Faut pas virer fou, je sais : l’hiver est castrant, une fois la chaussée sèche, c’est bien de se sentir un peu vivant.

C’est juste que lundi, un gars et sa blonde ont failli se faire frapper devant moi. Le conducteur devait rouler à 80 dans une zone de 50. Il a été trop kinfiant sur la jaune-pas-mal-rouge (confiant pour les non-initiés), il a freiné sec.

Comme deux chevreuils, ils ont gelé sur place.

Y’a pas eu mort d’homme, mais y’aurait pu. Et pour pas grand-chose. Personne est trop important pour attendre à un feu rouge. Ça dure pas neuf mois, c’est une minute trente, ciboire.

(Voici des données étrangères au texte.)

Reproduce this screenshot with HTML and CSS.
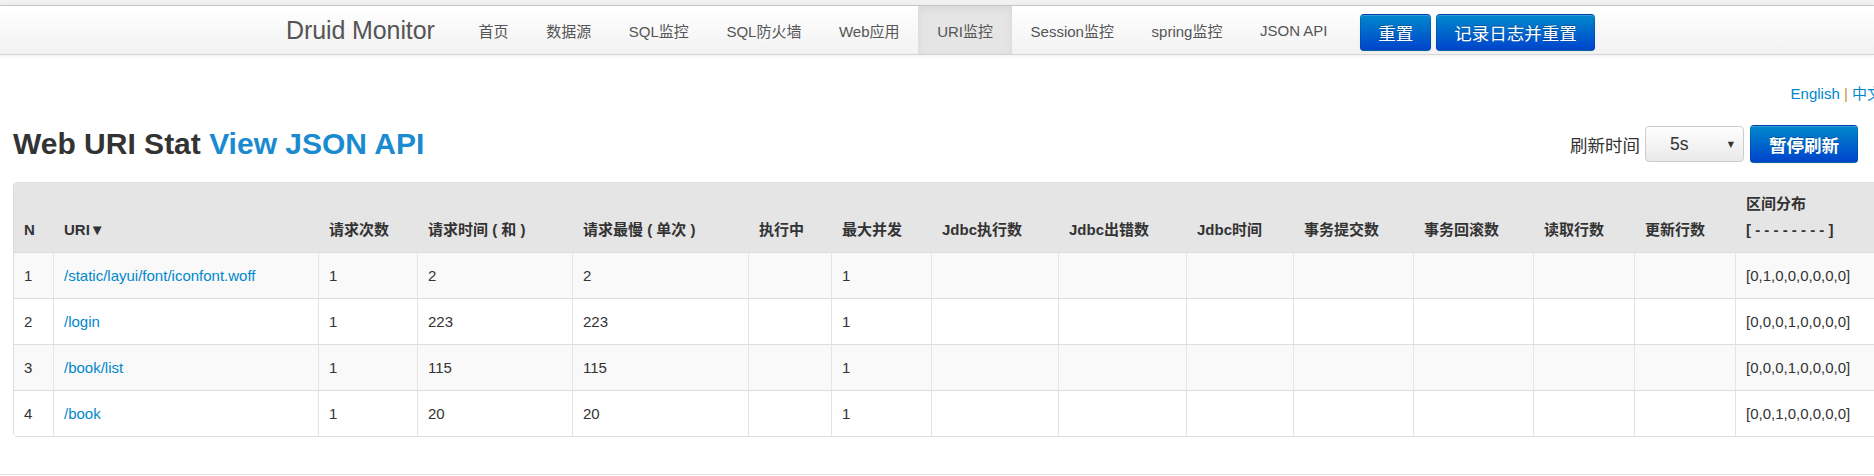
FILE: index.html
```html
<!DOCTYPE html>
<html lang="zh-CN">
<head>
<meta charset="utf-8">
<title>Druid Monitor - Web URI Stat</title>
<link rel="stylesheet" href="styles.css">
</head>
<body>
<div class="topstrip"></div>
<header class="navbar">
  <div class="nav-inner">
    <a class="brand" href="#">Druid Monitor</a>
    <nav class="nav">
      <a class="nav-link" href="#">首页</a>
      <a class="nav-link" href="#">数据源</a>
      <a class="nav-link" href="#">SQL监控</a>
      <a class="nav-link" href="#">SQL防火墙</a>
      <a class="nav-link" href="#">Web应用</a>
      <a class="nav-link active" href="#">URI监控</a>
      <a class="nav-link" href="#">Session监控</a>
      <a class="nav-link" href="#">spring监控</a>
      <a class="nav-link" href="#">JSON API</a>
    </nav>
    <div class="nav-buttons">
      <a class="btn btn-primary btn-nav" href="#">重置</a>
      <a class="btn btn-primary btn-nav" href="#">记录日志并重置</a>
    </div>
  </div>
</header>

<main class="main">
  <div class="lang"><a href="#">English</a> <span class="sep">|</span> <a href="#">中文</a></div>

  <div class="title-row">
    <h3 class="title">Web URI Stat <a href="#">View JSON API</a></h3>
    <div class="controls">
      <span class="label">刷新时间</span>
      <div class="select"><span class="select-value">5s</span><span class="select-arrow">▼</span></div>
      <a class="btn btn-primary btn-pause" href="#">暂停刷新</a>
    </div>
  </div>

  <table class="stat-table">
    <thead>
      <tr>
        <th class="c-n">N</th>
        <th class="c-uri">URI▼</th>
        <th class="c-req">请求次数</th>
        <th class="c-time">请求时间 ( 和 )</th>
        <th class="c-slow">请求最慢 ( 单次 )</th>
        <th class="c-run">执行中</th>
        <th class="c-conc">最大并发</th>
        <th class="c-jexec">Jdbc执行数</th>
        <th class="c-jerr">Jdbc出错数</th>
        <th class="c-jtime">Jdbc时间</th>
        <th class="c-commit">事务提交数</th>
        <th class="c-rollback">事务回滚数</th>
        <th class="c-read">读取行数</th>
        <th class="c-update">更新行数</th>
        <th class="c-hist">区间分布<br>[ - - - - - - - - ]</th>
      </tr>
    </thead>
    <tbody>
      <tr>
        <td>1</td><td><a href="#">/static/layui/font/iconfont.woff</a></td><td>1</td><td>2</td><td>2</td><td></td><td>1</td>
        <td></td><td></td><td></td><td></td><td></td><td></td><td></td><td>[0,1,0,0,0,0,0,0]</td>
      </tr>
      <tr>
        <td>2</td><td><a href="#">/login</a></td><td>1</td><td>223</td><td>223</td><td></td><td>1</td>
        <td></td><td></td><td></td><td></td><td></td><td></td><td></td><td>[0,0,0,1,0,0,0,0]</td>
      </tr>
      <tr>
        <td>3</td><td><a href="#">/book/list</a></td><td>1</td><td>115</td><td>115</td><td></td><td>1</td>
        <td></td><td></td><td></td><td></td><td></td><td></td><td></td><td>[0,0,0,1,0,0,0,0]</td>
      </tr>
      <tr>
        <td>4</td><td><a href="#">/book</a></td><td>1</td><td>20</td><td>20</td><td></td><td>1</td>
        <td></td><td></td><td></td><td></td><td></td><td></td><td></td><td>[0,0,1,0,0,0,0,0]</td>
      </tr>
    </tbody>
  </table>

  <div class="footer-rule"></div>
</main>
</body>
</html>
```

FILE: styles.css
```css
html, body {
  margin: 0;
  padding: 0;
  overflow: hidden;
  background: #ffffff;
}

body {
  font-family: "Liberation Sans", Arial, "Noto Sans CJK SC", "DejaVu Sans", sans-serif;
  font-size: 15px;
  color: #333333;
}

a {
  text-decoration: none;
  color: #0088cc;
}

.topstrip {
  height: 5px;
  background: #f1f1f1;
}

.navbar {
  border-top: 1px solid #c6c6c6;
  border-bottom: 1px solid #d4d4d4;
  background: linear-gradient(to bottom, #ffffff, #f2f2f2);
  box-shadow: 0 1px 4px rgba(0, 0, 0, 0.07);
  width: 1874px;
}

.nav-inner {
  display: flex;
  align-items: stretch;
  height: 48px;
  padding-left: 286px;
}

.brand {
  display: flex;
  align-items: center;
  font-size: 25px;
  color: #555555;
  padding-right: 25px;
  letter-spacing: -0.1px;
}

.nav {
  display: flex;
  align-items: stretch;
}

.nav-link {
  display: flex;
  align-items: center;
  padding: 0 18.8px;
  font-size: 15px;
  color: #555555;
}

.nav-link.active {
  background: #e5e5e5;
  box-shadow: inset 0 3px 8px rgba(0, 0, 0, 0.06);
}

.nav-buttons {
  display: flex;
  align-items: flex-start;
  gap: 5px;
  margin-left: 14px;
  padding-top: 8px;
}

.btn {
  display: inline-flex;
  align-items: center;
  justify-content: center;
  box-sizing: border-box;
  border-radius: 4px;
  font-size: 17.5px;
}

.btn-primary {
  color: #ffffff;
  background: linear-gradient(to bottom, #0088cc, #0044cc);
  border: 1px solid rgba(0, 0, 0, 0.12);
  border-bottom-color: rgba(0, 0, 0, 0.25);
  text-shadow: 0 -1px 0 rgba(0, 0, 0, 0.25);
  box-shadow: inset 0 1px 0 rgba(255, 255, 255, 0.2), 0 1px 2px rgba(0, 0, 0, 0.05);
}

.btn-nav {
  height: 37px;
  padding: 0 17px;
}

.main {
  width: 1874px;
  box-sizing: border-box;
  padding: 0 16px 0 13px;
}

.lang {
  margin-top: 29px;
  margin-right: -24px;
  text-align: right;
  font-size: 15px;
  line-height: 20px;
  white-space: nowrap;
}

.lang .sep {
  color: #c8913a;
}

.title-row {
  display: flex;
  justify-content: space-between;
  align-items: center;
  height: 40px;
  margin-top: 20px;
}

.title {
  margin: 0;
  font-size: 30px;
  font-weight: bold;
  line-height: 40px;
  color: #333333;
  white-space: nowrap;
}

.title a {
  color: #1a8bd0;
}

.controls {
  display: flex;
  align-items: center;
}

.label {
  font-size: 17.5px;
  color: #333333;
  margin-right: 5px;
}

.select {
  display: flex;
  align-items: center;
  justify-content: space-between;
  box-sizing: border-box;
  width: 99px;
  height: 36px;
  padding: 0 9px 0 24px;
  border: 1px solid #cccccc;
  border-radius: 4px;
  background: linear-gradient(to bottom, #ffffff, #e9e9e9);
  font-size: 17.5px;
  color: #333333;
}

.select-arrow {
  font-family: "DejaVu Sans", sans-serif;
  font-size: 8px;
  color: #333333;
}

.btn-pause {
  margin-left: 6px;
  height: 38px;
  width: 108px;
  font-weight: bold;
}

.stat-table {
  margin-top: 18px;
  border: 1px solid #dddddd;
  border-radius: 4px;
  border-collapse: separate;
  border-spacing: 0;
  table-layout: fixed;
  width: 1913px;
}

.stat-table th,
.stat-table td {
  box-sizing: border-box;
  text-align: left;
  font-size: 15px;
  border-left: 1px solid #e4e4e4;
  white-space: nowrap;
  overflow: hidden;
}

.stat-table th:first-child,
.stat-table td:first-child {
  border-left: none;
}

.stat-table th {
  background: #e5e5e5;
  font-weight: bold;
  color: #333333;
  line-height: 26px;
  padding: 8px 10px 9px;
  vertical-align: bottom;
}

.stat-table td {
  border-top: 1px solid #dcdcdc;
  line-height: 25px;
  padding: 10px;
  vertical-align: middle;
  color: #333333;
}

.stat-table tbody tr:nth-child(odd) td {
  background: #f9f9f9;
}

.stat-table tbody tr:nth-child(even) td {
  background: #ffffff;
}

.stat-table a {
  color: #0088cc;
}

.c-n { width: 39px; }
.c-uri { width: 265px; }
.c-req { width: 99px; }
.c-time { width: 155px; }
.c-slow { width: 176px; }
.c-run { width: 83px; }
.c-conc { width: 100px; }
.c-jexec { width: 127px; }
.c-jerr { width: 128px; }
.c-jtime { width: 107px; }
.c-commit { width: 120px; }
.c-rollback { width: 120px; }
.c-read { width: 101px; }
.c-update { width: 101px; }
.c-hist { width: 190px; }

.footer-rule {
  margin-top: 37px;
  margin-left: -13px;
  width: 1874px;
  border-top: 1px solid #e3e3e3;
}
```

Chaque jour, on est témoin de manœuvres dangereuses ou trop ambitieuses. Vitesse. Dépassement de conducteur rongé par tu sais pas trop quoi.

L’affaire, c’est que la profession de pilote, ça exige une formation, une précision. Un doigté comparable à celui du chirurgien.

Pis je vois personne s’improviser chirurgien un mercredi à la maison. Personne dit à son chum : « Allonge-toi sur le sofa, je vais chercher mon meilleur couteau à steak et je pense que j’ai un linge à vaisselle pas pire propre après la poignée du four. »

Pourtant, dans les deux cas, que ce soit au-dessus d’une table à opérer ou au volant d’une machine de deux tonnes, des vies sont en jeu. Dans les deux cas, une responsabilité nous incombe. Qu’elle soit professionnelle ou civile.

Je sais que la comparaison est un peu exagérée. C’est parce qu’il m’arrive d’exagérer.

Et je sais que ça fait un peu moralisateur. C’est parce qu’il m’arrive d’être un peu moralisateur.

Irrespectueux de la profession de pilote, arrête. Essaie la mixologie ou le scrapbooking.

Ou la photographie érotique. Personne se fait rentrer dedans. Pis même quand ça arrive, souvent, tout le monde est content.